“Twenty+Change” Shows Us How Architecture and Design Can Solve City Problems

Living in St. John's in 2016, it's not hard to have a bad taste in your mouth about “development.”

Living in St. John’s in 2016, it’s not hard to have a bad taste in your mouth about “development.” 

The city’s epic under-appreciation ( and demolition) of historic buildings, wildly out of sycn and out of touch condo proposals and executions, and a masochistic love affair with brutalist architecture (a prime example being St. John’s city hall), has certainly left some of us a bit bitter. We’re not often graced with moments of intelligent design here. This is a crime considering the talent and beauty we have.

Running till December 10th, at the Southbeach Building on 226 Duckworth Street, Twenty+Change is an exhibit of architecture and design by emerging Canadian design practices, and a really needed shot in the arm of optimism and vigor.

It posits architects and designers, and the projects and developments they complete, could be here what they are elsewhere: An answer to modern problems, providing we ask the right questions. The 30 award-winning  projects from 13 firms across Canada have  been chosen because they are some of the most innovative and promising  things happening in architecture and design.

Twenty+Change is a Canadian non-profit that celebrates and showcases architecture by young, up-and-coming firms. Jessica Stanford is an intern at Woodford Sheppard Architecture, a local firm acting as the St. John’s representative at the show. They have 2 winning projects displayed, both churches. She explains why the work of the Twenty+Change non-profit organization, and events such as this, are so important.

Building a reputation as an architect is a slow process, it can take a person until the age of 50 or even 60 to be really established. Twenty+Change aims to give exposure to exciting young visionaries in the field. They showcase the thinkers who are poised to make a difference,tackling issue like urban over-crowding and pollution, incorporating local food production and zero waste principles in their work, and producing buildings that are beautiful and work in harmony with their landscape. 

Giving them a leg up, the public exhibition also invites us who attend to participate in the conversation. Even the structures that are as much art instillation as building reflect on the dialogue between people, the myriad purposes of shelter, and the natural environment itself.

Hot Box by Polymetis
Hot Box by Polymetis

Hot Box, by Toronto’s Polymetis, mimics an ice house which is traditional in the northern climate, but re-envisions it as a sensory experience that encapsulates warmth and togetherness all the whilst snow gently drifts through a hole in the roof.
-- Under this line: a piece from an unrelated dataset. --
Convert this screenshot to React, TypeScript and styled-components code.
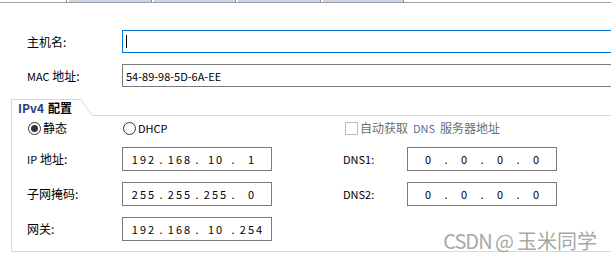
import React from 'react';
import styled, { createGlobalStyle } from 'styled-components';

const GlobalStyle = createGlobalStyle`
  body {
    margin: 0;
    background: #ffffff;
    font-family: "Noto Sans CJK SC", "Liberation Sans", sans-serif;
    font-size: 12px;
    color: #000000;
  }
`;

const Page = styled.div`
  position: relative;
  width: 611px;
  height: 259px;
  overflow: hidden;
  background: #ffffff;
`;

const Strip = styled.div`
  display: flex;
  height: 2px;
  border-bottom: 1px solid #a0a0a0;
`;

const Stub = styled.div<{ $w: number; $blue?: boolean }>`
  width: ${(p) => p.$w}px;
  flex: none;
  background: ${(p) => (p.$blue ? '#c9d7ea' : '#ffffff')};
  border-right: 1px solid #8e8e8e;
  margin-right: 2px;
`;

const Main = styled.div`
  padding-top: 27px;
`;

const Row = styled.div`
  display: grid;
  grid-template-columns: 95px 1fr;
  align-items: center;
  padding-left: 27px;
  & + & {
    margin-top: 11px;
  }
`;

const Label = styled.span`
  line-height: 16px;
  white-space: nowrap;
`;

const Latin = styled.span`
  font-size: 11px;
`;

const TextBox = styled.div<{ $focused?: boolean }>`
  box-sizing: border-box;
  width: 520px;
  height: 23px;
  border: 1px solid ${(p) => (p.$focused ? '#0078d7' : '#7a7a7a')};
  display: flex;
  align-items: center;
  padding-left: 3px;
  font-size: 11px;
  line-height: 16px;
`;

const Caret = styled.span`
  width: 1px;
  height: 13px;
  background: #000000;
`;

const Group = styled.section`
  margin: 12px 0 0 11px;
`;

const GroupHead = styled.div`
  display: flex;
  height: 17px;
`;

const TabLabel = styled.div`
  box-sizing: border-box;
  width: 70px;
  border-top: 1px solid #d9d9d9;
  border-left: 1px solid #d9d9d9;
  padding: 1px 0 0 6px;
  line-height: 14px;
  font-weight: 700;
  white-space: nowrap;
`;

const TabAccent = styled.span`
  color: #23427f;
  margin-right: 4px;
`;

const HeadFill = styled.div`
  flex: 1;
  border-bottom: 1px solid #d9d9d9;
`;

const GroupBody = styled.div`
  display: grid;
  grid-template-columns: 95px 150px 71px 64px 150px;
  grid-template-rows: 16px 24px 24px 24px;
  row-gap: 11px;
  align-items: center;
  padding: 4px 0 10px 15px;
  border-left: 1px solid #d9d9d9;
  border-bottom: 1px solid #d9d9d9;
`;

const Choice = styled.label<{ $disabled?: boolean; $span?: number }>`
  display: flex;
  align-items: center;
  gap: 2px;
  white-space: nowrap;
  line-height: 16px;
  color: ${(p) => (p.$disabled ? '#6d6d6d' : '#000000')};
  grid-column: ${(p) => (p.$span ? `span ${p.$span}` : 'auto')};
`;

const RadioDot = styled.span<{ $checked?: boolean }>`
  box-sizing: border-box;
  width: 13px;
  height: 13px;
  margin-left: 1px;
  border: 1px solid #333333;
  border-radius: 50%;
  display: inline-flex;
  align-items: center;
  justify-content: center;
  &::after {
    content: '';
    width: 7px;
    height: 7px;
    border-radius: 50%;
    background: #333333;
    display: ${(p) => (p.$checked ? 'block' : 'none')};
  }
`;

const CheckBox = styled.span`
  box-sizing: border-box;
  width: 13px;
  height: 13px;
  margin-left: 2px;
  border: 1px solid #bcbcbc;
  background: #ffffff;
`;

const Accent = styled.span`
  color: #5a6fa0;
  font-size: 11px;
  margin: 0 3px;
`;

const IpBox = styled.div`
  box-sizing: border-box;
  height: 24px;
  border: 1px solid #7a7a7a;
  display: flex;
  justify-content: center;
  align-items: center;
  font-size: 11px;
  line-height: 16px;
`;

const Octet = styled.span`
  width: 27px;
  text-align: center;
  letter-spacing: 2px;
  text-indent: 2px;
`;

const Dot = styled.span`
  width: 9px;
  text-align: center;
`;

const Watermark = styled.div`
  position: absolute;
  right: 14px;
  bottom: 8px;
  font-size: 20px;
  line-height: 20px;
  color: #a8a8a8;
  white-space: nowrap;
`;

const WatermarkLatin = styled.span`
  letter-spacing: -1px;
  margin-right: 4px;
`;

function IpField({ value }: { value: string }) {
  const parts = value.split('.');
  return (
    <IpBox>
      {parts.map((part, i) => (
        <React.Fragment key={i}>
          {i > 0 && <Dot>.</Dot>}
          <Octet>{part}</Octet>
        </React.Fragment>
      ))}
    </IpBox>
  );
}

export default function App() {
  return (
    <Page>
      <GlobalStyle />
      <Strip>
        <Stub $w={66} />
        <Stub $w={82} $blue />
        <Stub $w={81} $blue />
        <Stub $w={82} $blue />
        <Stub $w={80} $blue />
      </Strip>

      <Main>
        <Row>
          <Label>主机名:</Label>
          <TextBox $focused>
            <Caret />
          </TextBox>
        </Row>
        <Row>
          <Label>
            <Latin>MAC</Latin> 地址:
          </Label>
          <TextBox>54-89-98-5D-6A-EE</TextBox>
        </Row>

        <Group>
          <GroupHead>
            <TabLabel>
              <TabAccent>IPv4</TabAccent>配置
            </TabLabel>
            <svg width="11" height="17" viewBox="0 0 11 17">
              <line x1="0" y1="0.5" x2="11" y2="16.5" stroke="#d9d9d9" strokeWidth="1" />
            </svg>
            <HeadFill />
          </GroupHead>
          <GroupBody>
            <Choice>
              <RadioDot $checked />
              静态
            </Choice>
            <Choice>
              <RadioDot />
              <Latin>DHCP</Latin>
            </Choice>
            <span />
            <Choice $disabled $span={2}>
              <CheckBox />
              自动获取<Accent>DNS</Accent>服务器地址
            </Choice>

            <Label>
              <Latin>IP</Latin> 地址:
            </Label>
            <IpField value="192.168.10.1" />
            <span />
            <Label>
              <Latin>DNS1:</Latin>
            </Label>
            <IpField value="0.0.0.0" />

            <Label>子网掩码:</Label>
            <IpField value="255.255.255.0" />
            <span />
            <Label>
              <Latin>DNS2:</Latin>
            </Label>
            <IpField value="0.0.0.0" />

            <Label>网关:</Label>
            <IpField value="192.168.10.254" />
          </GroupBody>
        </Group>
      </Main>

      <Watermark>
        <WatermarkLatin>CSDN @</WatermarkLatin>玉米同学
      </Watermark>
    </Page>
  );
}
Combining the tiny house concept with modern apartment living, the APT project from marianne amodio architecture studio in Vancouver  merged the 2 into a sort of cohousing leisure palace with small private quarters, but an armada of communal amenities that would make a Kardashian jealous. In this topsy turvy new reality, everybody wins, as the overall impact is both energy saving and low cost.

The value of seeing projects such as these is beyond value as we look forward to how we will address the problems that face us in building a livable city, piece by piece. Community gardens as spiritual space, woodstacks as walls, and a church that literally illuminates, there’s a whole lot of fun ideas displayed on hanging wooden pallets at 221 Duckworth (South Beach Bldg.) that more townies need to be thinking about this winter.

As much as every other Canadian, we deserve a healthy, beautiful city that welcomes our lust for life. Hours are 6-8 Thursdays and Fridays, and 2-6 Saturdays.